15th July - 21th July
I implemented a T-test to compare the drug sensitivity of various drugs, cell lines, or tissue types.
I utilised RadioGx package for comprehensive analysis of cell line responses to radiation, which can be useful when determining the correct dosage for a patient.
There is also the feature of calculating the sensitivity signatures for cell lines based on molecular data, such as RNA expression profiles. The function identifies which molecular features (genes) are associated with the cell lines’ response to radiation. This can be useful for:
- Biomarker Discovery: Identify genes that can serve as biomarkers for predicting radiation sensitivity or resistance in cancer cells
- Combination Therapy: Combine radiation therapy with drugs targeting genes associated with radio-resistance to enhance treatment effectiveness.

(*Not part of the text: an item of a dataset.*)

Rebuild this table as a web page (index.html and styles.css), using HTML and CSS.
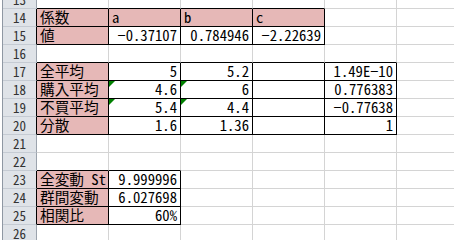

- Personalized Medicine: Tailor radiation therapy based on the molecular signatures of a patient’s tumor, improving treatment outcomes.
Week 9 and Week 10 (Pharmacogenomic Analysis and Report)
21st June - 29th July
I utilised PharmacoGx for drug sensitivity analysis showing a drug-response curve for a selected drug and cell line. It also allows for the calculation of drug sensitivity signatures and can be useful when identifying drug sensitivity or resistance biomarkers.
In the final stage of my internship, I focused on single-cell RNA sequencing (scRNA-seq) data analysis using the Seurat package. The key steps included:
- Data Import and Seurat Object Creation:
- We converted the raw expression matrix, including gene expression data, features (genes), and barcodes (individual cells), into a Seurat object for analysis.
- Quality Control
- We filtered out low-quality cells, such as those with low feature counts, low RNA totals, or high mitochondrial gene expression, to ensure that only high-quality cells were included in the analysis.
- Feature Selection:
- We identified highly variable genes across cells, which are critical for distinguishing different cell types.
- Principal Component Analysis (PCA):
- PCA was performed to reduce data dimensionality while preserving variability, helping to identify key sources of variation among cells.
- Dimensionality Reduction and Visualization:
- We used t-SNE and UMAP for visualizing high-dimensional data in two dimensions, enabling the discovery of cell clusters that may represent different cell types or states. These clusters can be explored further for biological interpretation and novel biomarker identification.
29th June - 5th August
In the final week, I focused on finalizing my report, ensuring that all documentation and code were well-organized and accessible.
Results
The outcome of this project is a Shiny App designed to identify data bias and provide summary statistics. The app offers various functionalities, including interactive plots for clinical datasets, insights into demographic variables (age, gender, survival status, race, and ethnicity), CT scan visualization through a DICOM Viewer, a correlation matrix for numeric clinical data, stratified analysis, and t-test statistics on drug response data (IC50 values). Additionally, the app supports radiogenomic and pharmacogenomic analyses. While we focused particularly on lung adenocarcinoma, the app is useful for pan-cancer research.
The code and resources for this tool are available on its GitHub repository, and the Shiny app can be accessed on shinyapps.io
Final Thoughts
This internship has provided me with invaluable experience in data analysis, tool development, and collaborative research. The skills and insights gained will undoubtedly contribute to my future work in bioinformatics. I look forward to continuing this journey and exploring further opportunities to apply these skills.